Our Quality Of Life

Niagara Falls

Vacation, what a wonderful word!  A sub-heading should be “Escape” from our daily routine life has dealt us.  We look forward to it and it is always too short and, in some cases, when we return, we need a vacation from it.  Yet it is an important element in our Quality of Life.

As a child, our vacations usually revolved around visiting family.  My Dad was a school teacher and frankly, the expense of anything other would have been prohibitive based on his salary.  I really didn’t mind as I did not have any other vacation experience to compare with.  As they say, ignorance is bliss and I lived in ecstasy!  One destination was Niagara Falls, New York as this was my mom’s hometown.  It was where my Grandparents and other members of the family, especially where cousins about my age lived.  Add in the falls and Canada I did not need anything else. What fun!

As I mentioned we lived in a small village in the Catskill mountains.  The trek to Niagara Falls had to be planned and my mother took charge.  My father let my mom take over as he knew it was far out of his wheelhouse and he was in the presence of a travel organization genius. 

I have heard it is said Elon Musk wants to go to Mars, and if my mom was still alive, she would be the “travel journey savant” he would seek out for organizational advice.

 

Our mode of transportation was a Plymouth, my dad was forever a Plymouth man.  This mode of transportation was amazingly turned into a self-contained travel vessel by my mom. 

The hatchback we had offered a small trunk.  With that said, nobody could pack a trunk like my mom.  It was a work of art.  Everything was there, even in duplicate.  Be prepared was a saying the boy scouts took from my mom.

We knew once the trip was launched, we did not stop at restaurants.  My mom would prepare the survival menu which consisted of tuna sandwiches, salami sandwiches, a variety of sliced vegetable snacks, and fruit including bananas, and topped off with a thermos of cool-aid to quench our thirst.  Loved the cool-aid!  And in her wisdom, she included barf bags in the event they was necessary.  Trust me with the pungent melding of the odors generated by her dining cuisine selections those bags came in handy many times!  Even today if I smell a banana and a tuna fish sandwich something doesn’t feel right!

To address one final issue in accordance with her nonstop rule if we could avoid it, she provided me with a pee bottle.  A pee bottle?  Wow, she thought of everything!

And we are off!

Now if you traveled during the 1950s as an enticement to stop at a gas station many offered what we called S&H Green Stamps (Sperry & Hutchinson).  Depending on how much you spent you would get this stamp similar to postage stamps.  You would take the stamps and paste them into the booklets S&H provided.  Once a book is filled and depending on the number of stamps you collected you could redeem them for a product they offered in their catalog.  My mother was a major collector and my tongue was the sponge she used to wet the stamp for posting.  She was ecstatic with her collection’s success and I was nauseous.  We each played our part.

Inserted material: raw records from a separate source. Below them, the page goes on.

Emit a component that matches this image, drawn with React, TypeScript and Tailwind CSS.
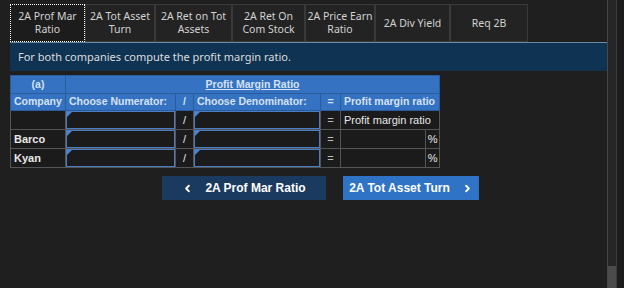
import React from "react";
import { ChevronLeft, ChevronRight } from "lucide-react";

const tabs = [
  { label: "2A Prof Mar Ratio", w: "w-[75px]", active: true },
  { label: "2A Tot Asset Turn", w: "w-[70px]" },
  { label: "2A Ret on Tot Assets", w: "w-[77px]" },
  { label: "2A Ret On Com Stock", w: "w-[73px]" },
  { label: "2A Price Earn Ratio", w: "w-[70px]" },
  { label: "2A Div Yield", w: "w-[75px]" },
  { label: "Req 2B", w: "w-[78px]" },
];

function InputCell() {
  return (
    <td className="border border-[#555] p-0 h-[19px]">
      <div className="relative h-[18px] border border-[#4a7ec4] bg-[#1b1b1b]">
        <span className="absolute left-0 top-0 w-0 h-0 border-t-[5px] border-t-[#4a86d0] border-r-[5px] border-r-transparent" />
      </div>
    </td>
  );
}

const rows = [
  { name: "", result: true },
  { name: "Barco" },
  { name: "Kyan" },
];

export default function App() {
  return (
    <div className="w-[624px] h-[288px] bg-[#1f1f1f] flex overflow-hidden" style={{ fontFamily: '"Noto Sans", sans-serif' }}>
      <div className="flex-1 pl-[10px] pt-[4px] flex flex-col">
        <div className="flex">
          {tabs.map((t) => (
            <div
              key={t.label}
              className={`${t.w} h-[38px] flex items-center justify-center text-center text-[10.5px] leading-[13px] text-[#d2d2d2] ${
                t.active ? "bg-[#1c1c1c] border border-dotted border-white" : "bg-[#232323] border border-[#3a3a3a]"
              }`}
            >
              {t.label}
            </div>
          ))}
        </div>
        <div className="h-[29px] bg-[#0f3352] border-t border-[#6d8ba3] flex items-center pl-[8px] text-[11px] text-[#dcdcdc]">
          For both companies compute the profit margin ratio.
        </div>

        <table
          className="mt-[4px] table-fixed border-collapse text-[11px] text-[#e8e8e8] w-[429px] whitespace-nowrap"
          style={{ fontFamily: '"Liberation Sans", Arial, sans-serif' }}
        >
          <colgroup>
            <col className="w-[55px]" />
            <col className="w-[110px]" />
            <col className="w-[18px]" />
            <col className="w-[127px]" />
            <col className="w-[20px]" />
            <col className="w-[85px]" />
            <col className="w-[14px]" />
          </colgroup>
          <thead className="text-[10.5px]">
            <tr className="h-[18px] bg-[#3572c2] text-[#d4e2f4]">
              <th className="border border-[#2a5b9b] font-bold p-0">(a)</th>
              <th colSpan={6} className="border border-[#2a5b9b] font-bold underline p-0">
                Profit Margin Ratio
              </th>
            </tr>
            <tr className="h-[17px] bg-[#3572c2] text-[#d4e2f4]">
              <th className="border border-[#2a5b9b] px-[3px] py-0 font-bold text-left">Company</th>
              <th className="border border-[#2a5b9b] px-[3px] py-0 font-bold text-left">Choose Numerator:</th>
              <th className="border border-[#2a5b9b] p-0 font-bold text-center">/</th>
              <th className="border border-[#2a5b9b] px-[3px] py-0 font-bold text-left">Choose Denominator:</th>
              <th className="border border-[#2a5b9b] p-0 font-bold text-center">=</th>
              <th colSpan={2} className="border border-[#2a5b9b] px-[3px] py-0 font-bold text-left">Profit margin ratio</th>
            </tr>
          </thead>
          <tbody className="bg-[#1b1b1b]">
            {rows.map((r, i) => (
              <tr key={i} className="h-[19px]">
                <td className="border border-[#555] px-[3px] py-0 font-bold">{r.name}</td>
                <InputCell />
                <td className="border border-[#555] p-0 text-center">/</td>
                <InputCell />
                <td className="border border-[#555] p-0 text-center text-[#bbb]">=</td>
                {r.result ? (
                  <td colSpan={2} className="border border-[#555] px-[3px] py-0">Profit margin ratio</td>
                ) : (
                  <>
                    <td className="border border-[#555] p-0" />
                    <td className="border border-[#555] p-0 text-center">%</td>
                  </>
                )}
              </tr>
            ))}
          </tbody>
        </table>

        <div
          className="flex gap-[17px] mt-[8px] ml-[152px] text-[12px] font-bold text-white"
          style={{ fontFamily: '"Liberation Sans", Arial, sans-serif' }}
        >
          <button className="w-[164px] h-[24px] bg-[#1a3a5f] flex items-center justify-center gap-[12px]">
            <ChevronLeft size={11} strokeWidth={4} />
            <span>2A Prof Mar Ratio</span>
          </button>
          <button className="w-[136px] h-[24px] bg-[#2f73c6] flex items-center justify-center gap-[12px]">
            <span>2A Tot Asset Turn</span>
            <ChevronRight size={11} strokeWidth={4} />
          </button>
        </div>
      </div>

      <div className="w-[17px] h-full flex">
        <div className="w-[9px] h-full bg-[#262626] border-l border-[#474747] flex flex-col justify-end">
          <div className="h-[22px] bg-[#4b4b4b]" />
        </div>
        <div className="flex-1 bg-[#1c1c1e] border-l border-[#3a3a3a]" />
      </div>
    </div>
  );
}
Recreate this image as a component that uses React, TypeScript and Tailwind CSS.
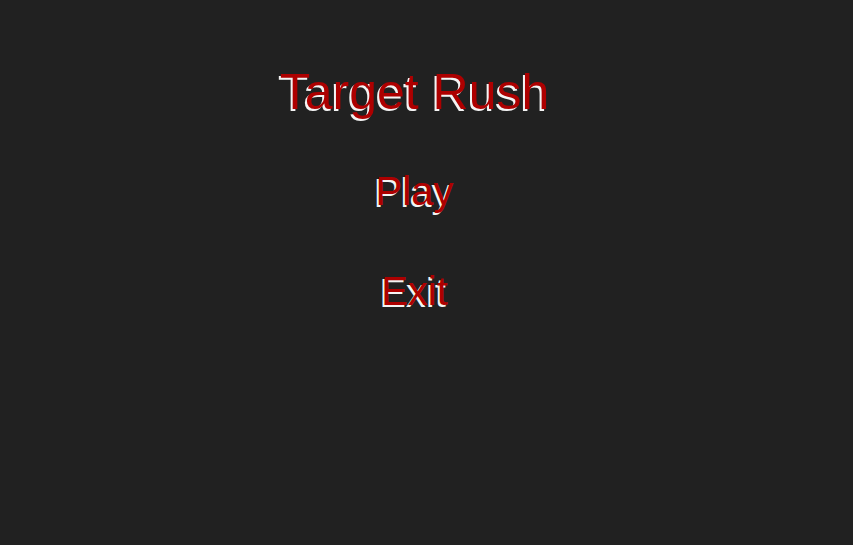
import React from "react";

export default function App() {
  return (
    <div className="w-[853px] h-[545px] bg-[#212121] overflow-hidden">
      <div
        className="flex flex-col items-center pr-[24px] pt-[67px]"
        style={{ fontFamily: '"Liberation Sans", Arial, sans-serif' }}
      >
        <h1 className="text-[50px] leading-none text-[#ad0000] [text-shadow:-2px_2px_0_#f4f4f4] whitespace-nowrap">
          Target Rush
        </h1>
        <button className="mt-[54px] text-[40px] leading-none text-[#ad0000] [text-shadow:-2px_2px_0_#f4f4f4] cursor-pointer">
          Play
        </button>
        <button className="mt-[60px] text-[40px] leading-none text-[#ad0000] [text-shadow:-2px_2px_0_#f4f4f4] cursor-pointer">
          Exit
        </button>
      </div>
    </div>
  );
}
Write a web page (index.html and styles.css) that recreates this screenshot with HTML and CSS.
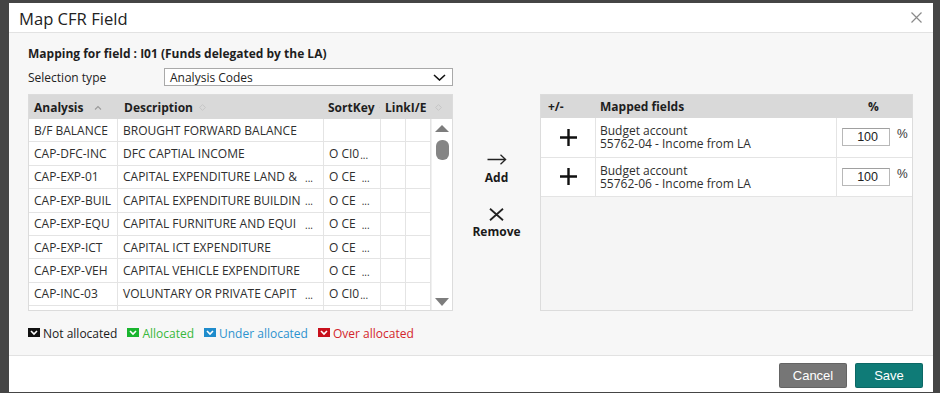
FILE: index.html
```html
<!DOCTYPE html>
<html>
<head>
<meta charset="utf-8">
<link rel="stylesheet" href="styles.css">
</head>
<body>
<div class="dialog">
  <div class="dlg-head">
    <div class="dlg-title">Map CFR Field</div>
    <svg class="dlg-close" width="11" height="11" viewBox="0 0 11 11"><path d="M0.5 0.5L10.5 10.5M10.5 0.5L0.5 10.5" stroke="#8a8a8a" stroke-width="1.2" fill="none"/></svg>
  </div>
  <div class="dlg-body">
    <div class="field-title">Mapping for field : I01 (Funds delegated by the LA)</div>
    <div class="main">
      <div class="sel-row">
        <span class="sel-label">Selection type</span>
        <div class="select">
          <span>Analysis Codes</span>
          <svg width="13" height="7" viewBox="0 0 13 7"><path d="M1 1L6.5 6L12 1" stroke="#111" stroke-width="1.6" fill="none"/></svg>
        </div>
      </div>
      <div class="grid-left">
        <div class="lhead">
          <div class="hc hc-an">Analysis <svg class="caret" width="8" height="5" viewBox="0 0 8 5"><path d="M1 4.5L4 1.5L7 4.5" stroke="#9a9a9a" stroke-width="1.1" fill="none"/></svg></div>
          <div class="hc hc-de">Description <svg class="sort" width="7" height="7" viewBox="0 0 7 7"><path d="M3.5 0.6L6.4 3.5L3.5 6.4L0.6 3.5Z" stroke="#c6c6c6" stroke-width="1" fill="none"/></svg></div>
          <div class="hc hc-sk">SortKey <svg class="sort" width="7" height="7" viewBox="0 0 7 7"><path d="M3.5 0.6L6.4 3.5L3.5 6.4L0.6 3.5Z" stroke="#c6c6c6" stroke-width="1" fill="none"/></svg></div>
          <div class="hc hc-li">LinkI/E <svg class="sort" width="7" height="7" viewBox="0 0 7 7"><path d="M3.5 0.6L6.4 3.5L3.5 6.4L0.6 3.5Z" stroke="#c6c6c6" stroke-width="1" fill="none"/></svg></div>
        </div>
        <div class="lbody">
          <div class="rows">
            <div class="row"><div class="c c1">B/F BALANCE</div><div class="c c2">BROUGHT FORWARD BALANCE</div><div class="c c3"></div><div class="c c4"></div><div class="c c5"></div></div>
            <div class="row"><div class="c c1">CAP-DFC-INC</div><div class="c c2">DFC CAPTIAL INCOME</div><div class="c c3">O CI0<span class="ell e-tight">...</span></div><div class="c c4"></div><div class="c c5"></div></div>
            <div class="row"><div class="c c1">CAP-EXP-01</div><div class="c c2"><span class="dt">CAPITAL EXPENDITURE LAND &amp;</span><span class="ell e-right">...</span></div><div class="c c3">O CE<span class="ell">...</span></div><div class="c c4"></div><div class="c c5"></div></div>
            <div class="row"><div class="c c1">CAP-EXP-BUIL</div><div class="c c2"><span class="dt">CAPITAL EXPENDITURE BUILDIN</span><span class="ell e-right">...</span></div><div class="c c3">O CE<span class="ell">...</span></div><div class="c c4"></div><div class="c c5"></div></div>
            <div class="row"><div class="c c1">CAP-EXP-EQU</div><div class="c c2"><span class="dt">CAPITAL FURNITURE AND EQUI</span><span class="ell e-right">...</span></div><div class="c c3">O CE<span class="ell">...</span></div><div class="c c4"></div><div class="c c5"></div></div>
            <div class="row"><div class="c c1">CAP-EXP-ICT</div><div class="c c2">CAPITAL ICT EXPENDITURE</div><div class="c c3">O CE<span class="ell">...</span></div><div class="c c4"></div><div class="c c5"></div></div>
            <div class="row"><div class="c c1">CAP-EXP-VEH</div><div class="c c2">CAPITAL VEHICLE EXPENDITURE</div><div class="c c3">O CE<span class="ell">...</span></div><div class="c c4"></div><div class="c c5"></div></div>
            <div class="row"><div class="c c1">CAP-INC-03</div><div class="c c2"><span class="dt">VOLUNTARY OR PRIVATE CAPIT</span><span class="ell e-right">...</span></div><div class="c c3">O CI0<span class="ell e-tight">...</span></div><div class="c c4"></div><div class="c c5"></div></div>
            <div class="row"><div class="c c1"></div><div class="c c2"></div><div class="c c3"></div><div class="c c4"></div><div class="c c5"></div></div>
          </div>
          <div class="vscroll">
            <svg width="14" height="7" viewBox="0 0 14 7"><path d="M0 7L7 0L14 7Z" fill="#7d7d7d"/></svg>
            <div class="thumb"></div>
            <div class="vs-fill"></div>
            <svg width="14" height="8" viewBox="0 0 14 8"><path d="M0 0L14 0L7 8Z" fill="#7d7d7d"/></svg>
          </div>
        </div>
      </div>
      <div class="mid">
        <div class="act">
          <svg width="20" height="11" viewBox="0 0 20 11"><path d="M0.5 5.5H18.5M13.5 0.8L18.6 5.5L13.5 10.2" stroke="#222" stroke-width="1.3" fill="none"/></svg>
          <span>Add</span>
        </div>
        <div class="act act-rm">
          <svg width="15" height="13" viewBox="0 0 15 13"><path d="M1 0.8L14 12.2M14 0.8L1 12.2" stroke="#222" stroke-width="1.8" fill="none"/></svg>
          <span>Remove</span>
        </div>
      </div>
      <div class="grid-right">
        <div class="rhead">
          <div class="rh rh-pm">+/-</div>
          <div class="rh rh-mf">Mapped fields</div>
          <div class="rh rh-pc">%</div>
        </div>
        <div class="rrow">
          <div class="rc rc-pm"><svg width="17" height="17" viewBox="0 0 17 17"><path d="M8.5 0V17M0 8.5H17" stroke="#111" stroke-width="2.4"/></svg></div>
          <div class="rc rc-mf"><p class="mf-text">Budget account<br>55762-04 - Income from LA</p></div>
          <div class="rc rc-pc"><input class="pct" type="text" value="100"><span class="pct-sign">%</span></div>
        </div>
        <div class="rrow">
          <div class="rc rc-pm"><svg width="17" height="17" viewBox="0 0 17 17"><path d="M8.5 0V17M0 8.5H17" stroke="#111" stroke-width="2.4"/></svg></div>
          <div class="rc rc-mf"><p class="mf-text">Budget account<br>55762-06 - Income from LA</p></div>
          <div class="rc rc-pc"><input class="pct" type="text" value="100"><span class="pct-sign">%</span></div>
        </div>
      </div>
    </div>
    <div class="legend">
      <span class="lg"><svg width="12" height="9" viewBox="0 0 12 9"><rect width="12" height="9" fill="#111"/><path d="M3 3L6 6L9 3" stroke="#fff" stroke-width="1.6" fill="none"/></svg><span class="lg-t t-black">Not allocated</span></span>
      <span class="lg"><svg width="12" height="9" viewBox="0 0 12 9"><rect width="12" height="9" fill="#19b52e"/><path d="M3 3L6 6L9 3" stroke="#fff" stroke-width="1.6" fill="none"/></svg><span class="lg-t t-green">Allocated</span></span>
      <span class="lg"><svg width="12" height="9" viewBox="0 0 12 9"><rect width="12" height="9" fill="#1f8ccc"/><path d="M3 3L6 6L9 3" stroke="#fff" stroke-width="1.6" fill="none"/></svg><span class="lg-t t-blue">Under allocated</span></span>
      <span class="lg"><svg width="12" height="9" viewBox="0 0 12 9"><rect width="12" height="9" fill="#c8101c"/><path d="M3 3L6 6L9 3" stroke="#fff" stroke-width="1.6" fill="none"/></svg><span class="lg-t t-red">Over allocated</span></span>
    </div>
  </div>
  <div class="dlg-foot">
    <button class="btn btn-cancel">Cancel</button>
    <button class="btn btn-save">Save</button>
  </div>
</div>
</body>
</html>
```

FILE: styles.css
```css
* { box-sizing: border-box; }
html, body { margin: 0; padding: 0; }
body {
  background: #454545;
  height: 393px;
  overflow: hidden;
  font-family: "Open Sans", "Noto Sans", sans-serif;
  color: #2b2b2b;
}
.dialog {
  margin: 3px 0 0 9px;
  width: 924px;
  background: #fff;
}
.dlg-head {
  height: 30px;
  border-bottom: 1px solid #e2e2e2;
  display: flex;
  align-items: center;
  justify-content: space-between;
  padding: 0 11px 0 10px;
}
.dlg-title {
  font-size: 16.6px;
  color: #222;
  line-height: 20px;
  margin-top: 2px;
}
.dlg-body {
  background: #f7f7f7;
  padding: 13px 20px 14px 19px;
}
.field-title {
  font-size: 12px;
  font-weight: 700;
  line-height: 16px;
  color: #1e1e1e;
}
.main {
  display: grid;
  grid-template-columns: 425px 87px 373px;
  grid-template-rows: 18px 217px;
  row-gap: 8px;
  margin-top: 6px;
}
.sel-row {
  grid-column: 1;
  display: flex;
  align-items: center;
}
.sel-label {
  width: 136px;
  font-size: 12px;
  color: #222;
}
.select {
  flex: 1;
  height: 18px;
  background: #fff;
  border: 1px solid #a9a9a9;
  display: flex;
  align-items: center;
  justify-content: space-between;
  padding: 0 6px 0 5px;
  font-size: 12px;
  color: #222;
}
.grid-left {
  grid-column: 1;
  grid-row: 2;
  border: 1px solid #dcdcdc;
  background: #fff;
  display: flex;
  flex-direction: column;
  overflow: hidden;
}
.lhead {
  height: 24px;
  flex: none;
  background: #d9d9d9;
  display: flex;
  font-size: 12px;
  font-weight: 700;
  color: #1e1e1e;
}
.hc {
  display: flex;
  align-items: center;
  white-space: nowrap;
  overflow: hidden;
}
.hc-an { width: 89px; padding-left: 5px; }
.hc-de { width: 206px; padding-left: 6px; }
.hc-sk { width: 56px; padding-left: 4px; }
.hc-li { flex: 1; padding-left: 5px; }
.caret { margin-left: 10px; margin-top: 1px; }
.sort { margin-left: 6px; flex: none; }
.hc-sk .sort { margin-left: 4px; }
.hc-li .sort { margin-left: 9px; }
.lbody {
  flex: 1;
  display: flex;
  overflow: hidden;
}
.rows { width: 402px; flex: none; }
.row {
  display: grid;
  grid-template-columns: 89px 206px 57px 25px 25px;
  height: 23.4px;
  border-bottom: 1px solid #e4e4e4;
  font-size: 12px;
  color: #2e2e2e;
}
.c {
  border-right: 1px solid #e4e4e4;
  padding-left: 5px;
  display: flex;
  align-items: center;
  white-space: nowrap;
  overflow: hidden;
}
.c2 { padding-right: 10px; }
.ell {
  font-size: 10px;
  margin-left: 6px;
  position: relative;
  top: 1px;
}
.e-tight { margin-left: 1px; }
.e-right { margin-left: auto; }
.vscroll {
  flex: 1;
  display: flex;
  flex-direction: column;
  align-items: center;
  padding: 6px 0 4px;
  border-left: 1px solid #f0f0f0;
}
.thumb {
  width: 13px;
  height: 20px;
  border-radius: 6px;
  background: #858585;
  margin-top: 8px;
}
.vs-fill { flex: 1; }
.mid {
  grid-column: 2;
  grid-row: 2;
  display: flex;
  flex-direction: column;
  align-items: center;
  padding-top: 60px;
}
.act {
  display: flex;
  flex-direction: column;
  align-items: center;
  font-size: 12px;
  font-weight: 700;
  color: #1a1a1a;
  line-height: 16px;
}
.act svg { margin-bottom: 5px; }
.act-rm { margin-top: 22px; }
.act-rm svg { margin-bottom: 3px; }
.grid-right {
  grid-column: 3;
  grid-row: 2;
  border: 1px solid #dcdcdc;
  background: #f5f5f5;
}
.rhead {
  height: 23px;
  background: #d9d9d9;
  display: flex;
  align-items: center;
  font-size: 12px;
  font-weight: 700;
  color: #1e1e1e;
}
.rh-pm { width: 55px; padding-left: 7px; }
.rh-mf { width: 241px; padding-left: 4px; }
.rh-pc { flex: 1; text-align: center; padding-right: 2px; }
.rrow {
  display: flex;
  height: 39.5px;
  border-bottom: 1px solid #e4e4e4;
  background: #fff;
}
.rc { display: flex; align-items: center; }
.rc-pm {
  width: 55px;
  justify-content: center;
  border-right: 1px solid #e4e4e4;
}
.rc-mf {
  width: 241px;
  padding-left: 4px;
  border-right: 1px solid #e4e4e4;
}
.mf-text {
  margin: 0;
  font-size: 12px;
  line-height: 13px;
  color: #2e2e2e;
}
.rc-pc { flex: 1; padding-left: 5px; }
.pct {
  width: 48px;
  height: 18px;
  border: 1px solid #b8b8b8;
  border-top-color: #a0a0a0;
  background: #fff;
  font-family: "Liberation Sans", Arial, sans-serif;
  font-size: 12.5px;
  text-align: right;
  padding: 0 11px 0 0;
  color: #222;
  outline: none;
}
.pct-sign {
  font-family: "Liberation Sans", Arial, sans-serif;
  font-size: 12px;
  color: #333;
  margin-left: 7px;
  position: relative;
  top: -3px;
}
.legend {
  margin-top: 14px;
  display: flex;
  align-items: center;
  gap: 10px;
  height: 16px;
  font-size: 12px;
}
.lg { display: flex; align-items: center; }
.lg svg { margin-right: 3px; margin-top: -1px; }
.t-black { color: #1a1a1a; }
.t-green { color: #38b83c; }
.t-blue { color: #2d93cf; }
.t-red { color: #d3262c; }
.dlg-foot {
  border-top: 1px solid #e2e2e2;
  height: 37px;
  display: flex;
  justify-content: flex-end;
  align-items: flex-start;
  gap: 8px;
  padding: 7px 10px 0 0;
}
.btn {
  width: 68px;
  height: 25px;
  border: 1px solid rgba(0,0,0,0.15);
  border-radius: 2px;
  color: #fff;
  font-family: "Liberation Sans", Arial, sans-serif;
  font-size: 13px;
  padding: 0;
}
.btn-cancel { background: #767676; }
.btn-save { background: #0f7b77; }
```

The fuel of choice for my father was supplied by a “Gulf” station.  And in keeping with his preferences my mother would try to accommodate him with one caveat, you guessed it, they had to have an S&H green stamp sign alongside it.  She could spot that a mile away.  An eagle had nothing on my mom.  Our quality-of-life formula was Gulf plus stamps equals a happy family!

  My vacations, I remember them well.  I wouldn’t trade those memories for the world.